Despite initial condemnation, on 3 May 2017 Israel refused to pay compensation to Ahmed and the Dawabsheh family. Yousef Jabareen MK had demanded that Israel’s Defence Minister, Avigdor Lieberman, recognise the Dawabsheh family as victims of a terrorist act and therefore entitled to compensation. In a statement, Jabareen stressed that, “If we were talking about Jewish settlers hurt by Palestinians, the victims would automatically receive compensation.” Lieberman responded with an official letter to Jabareen stating that compensation would not be paid.
On 11 May 2018, members of the extended Dawabsheh family were subjected to a second arson attack. “A group of settlers attacked my home at dawn,” explained Yasser Dawabsheh, “breaking a window and throwing a Molotov cocktail inside before fleeing the scene.” Fire crews were able to control the fire before the house burned down.
As the trial of Ben-Uliel continued into June, right-wing Israeli activists taunted members of the Dawabsheh family outside the courthouse in Lod, east of Tel Aviv. “Where is Ali?” the hecklers shouted, “Ali’s dead… Ali’s on the grill.” They were laughing as they heckled. Although 20 Israeli police officers were said to be at the scene, they made no move to stop the protesters.

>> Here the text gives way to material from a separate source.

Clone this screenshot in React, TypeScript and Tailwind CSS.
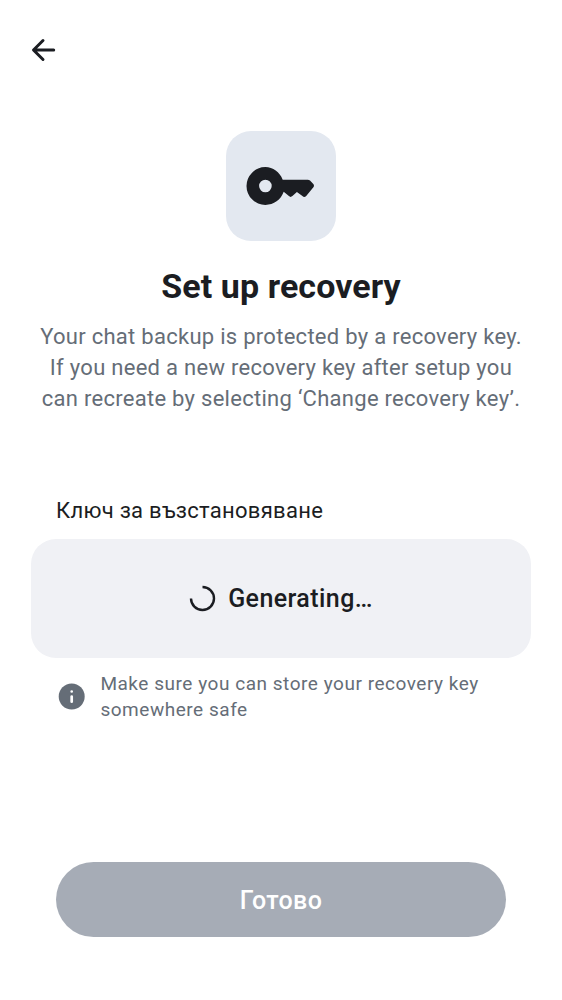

On 21 June 2018, an Israeli court threw out the confession of the 16-year-old settler. The court ruled that it had been obtained under duress and was therefore inadmissible. Omar Khamaisi, a lawyer for the Dawabsheh family, told MEMO that, “The minor was not accused of murder, but prior planning and plotting. His confessions and statement referring to the activities of revenge, of burning and sabotaging Palestinian properties, were taken and accepted.” The confession of Ben-Uliel was deemed admissible, though, with the Times of Israel reporting that, “Judges determined that enough time had passed between when he was tortured and when he admitted to the crime.”
In July 2018, Israel’s Central District Court ordered the minor be released to house arrest. Ben-Uliel remains under investigation.